Reality: Aggression is penalized. Assertive is good (confident, clear), aggressive is bad (interrupting, dismissing). Evaluators explicitly mark down aggression.
Psychology: B-schools want future managers who collaborate, not bulldozers. Aggression signals poor emotional intelligence and team dynamics.
Reality: Many GDs don't require consensus. Acknowledging complexity is often more mature than forcing artificial agreement.
Psychology: Real business problems rarely have clean solutions. Showing comfort with ambiguity signals intellectual maturity.
Arrive early and learn names of people in your GD group.
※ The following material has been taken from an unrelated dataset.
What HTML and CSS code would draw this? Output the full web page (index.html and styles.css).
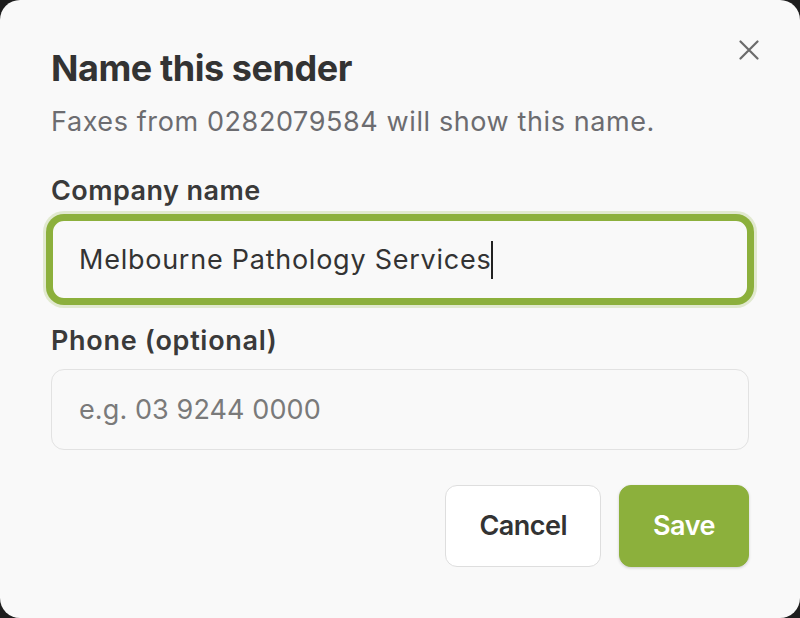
FILE: index.html
```html
<!DOCTYPE html>
<html lang="en">
<head>
<meta charset="utf-8">
<title>Name this sender</title>
<link rel="stylesheet" href="styles.css">
</head>
<body>
<div class="dialog" role="dialog" aria-labelledby="dlg-title">
  <div class="header">
    <h1 class="title" id="dlg-title">Name this sender</h1>
    <button class="close" aria-label="Close">
      <svg width="20" height="20" viewBox="0 0 20 20" fill="none" stroke="#6b6b6b" stroke-width="2.2" stroke-linecap="round"><path d="M1.5 1.5L18.5 18.5M18.5 1.5L1.5 18.5"/></svg>
    </button>
  </div>
  <p class="subtitle">Faxes from 0282079584 will show this name.</p>
  <div class="field field-first">
    <label class="label">Company name</label>
    <div class="input input-focused"><span class="value">Melbourne Pathology Services</span><span class="caret"></span></div>
  </div>
  <div class="field">
    <label class="label">Phone (optional)</label>
    <div class="input"><span class="placeholder">e.g. 03 9244 0000</span></div>
  </div>
  <div class="actions">
    <button class="btn btn-cancel">Cancel</button>
    <button class="btn btn-save">Save</button>
  </div>
</div>
</body>
</html>
```

FILE: styles.css
```css
* { box-sizing: border-box; }
html, body {
  margin: 0;
  padding: 0;
  background: #1e1e1e;
}
body {
  width: 800px;
  height: 618px;
  overflow: hidden;
  font-family: Inter, "Noto Sans", "Liberation Sans", sans-serif;
}
.dialog {
  width: 800px;
  height: 618px;
  background: #f9f9f9;
  border-radius: 20px;
  padding: 46px 51px 0;
  display: flex;
  flex-direction: column;
}
.header {
  display: flex;
  justify-content: space-between;
  align-items: flex-start;
}
.title {
  margin: 0;
  font-size: 36px;
  line-height: 44px;
  font-weight: 700;
  color: #333333;
  letter-spacing: -0.45px;
}
.close {
  width: 20px;
  height: 20px;
  padding: 0;
  margin: -6px -10px 0 0;
  border: 0;
  background: none;
  display: flex;
}
.subtitle {
  margin: 14px 0 0;
  font-size: 27px;
  line-height: 36px;
  color: #6c6c70;
  letter-spacing: 0.6px;
}
.field {
  display: flex;
  flex-direction: column;
  gap: 10px;
  margin-top: 23px;
}
.field-first { margin-top: 33px; }
.label {
  font-size: 27px;
  line-height: 36px;
  font-weight: 600;
  color: #3a3a3a;
  letter-spacing: 0.45px;
}
.field + .field .label { letter-spacing: 0.7px; }
.input {
  height: 81px;
  border: 1px solid #e2e2e2;
  border-radius: 13px;
  background: #f9f9f9;
  padding: 0 27px;
  display: flex;
  align-items: center;
  font-size: 27px;
  line-height: 36px;
}
.input-focused {
  border: 2px solid #8cb03c;
  padding-left: 26px;
  box-shadow: 0 0 0 5px #8cb03c, 0 0 0 8px rgba(140, 176, 60, 0.22);
}
.value {
  color: #333333;
  letter-spacing: 0.75px;
}
.caret {
  display: inline-block;
  width: 2px;
  height: 38px;
  margin-left: 0;
  background: #222;
}
.placeholder {
  color: #7a7a7a;
  letter-spacing: 0.1px;
}
.actions {
  margin-top: 35px;
  display: flex;
  justify-content: flex-end;
  gap: 18px;
}
.btn {
  height: 82px;
  padding: 0 33px;
  border-radius: 12px;
  font-family: inherit;
  font-size: 27px;
  font-weight: 600;
  line-height: 36px;
  letter-spacing: -0.5px;
}
.btn-cancel {
  background: #ffffff;
  border: 1px solid #dedede;
  color: #333333;
}
.btn-save {
  background: #8cb03c;
  border: 1px solid #8cb03c;
  color: #ffffff;
  box-shadow: 0 1px 3px rgba(0, 0, 0, 0.18);
}
```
Using names during discussion builds rapport and shows leadership.
If you blank on a topic, start with "Let's first define what we mean by X..." This buys time and shows structured thinking.
Body language counts: Sit up straight, make eye contact with the group (not just evaluators), and use natural hand gestures.
If the GD gets chaotic, be the one who says "Let's step back and structure this." Process leadership is leadership.
Don't attack individuals ("Your point is wrong"), critique ideas ("That approach has limitations because...").
If you haven't spoken in 5 minutes, you've waited too long. Even a bridge comment keeps you visible.
3-5 meaningful entries in a 15-20 minute GD is ideal. Focus on quality over quantity. Each entry should add new value — a new perspective, data point, or synthesis of existing points.
Stay calm. If the interruption is minor, yield gracefully and re-enter later. If persistent, say firmly but politely: "I'd like to finish my point." Never get into a shouting match.
Brief notes are fine and can help you reference others' points. But don't spend so much time writing that you miss opportunities to speak. A small notepad is acceptable.
Focus on first principles and common sense analysis. You don't need expertise — you need structured thinking. Ask "Who are the stakeholders? What are the trade-offs?" and build from there.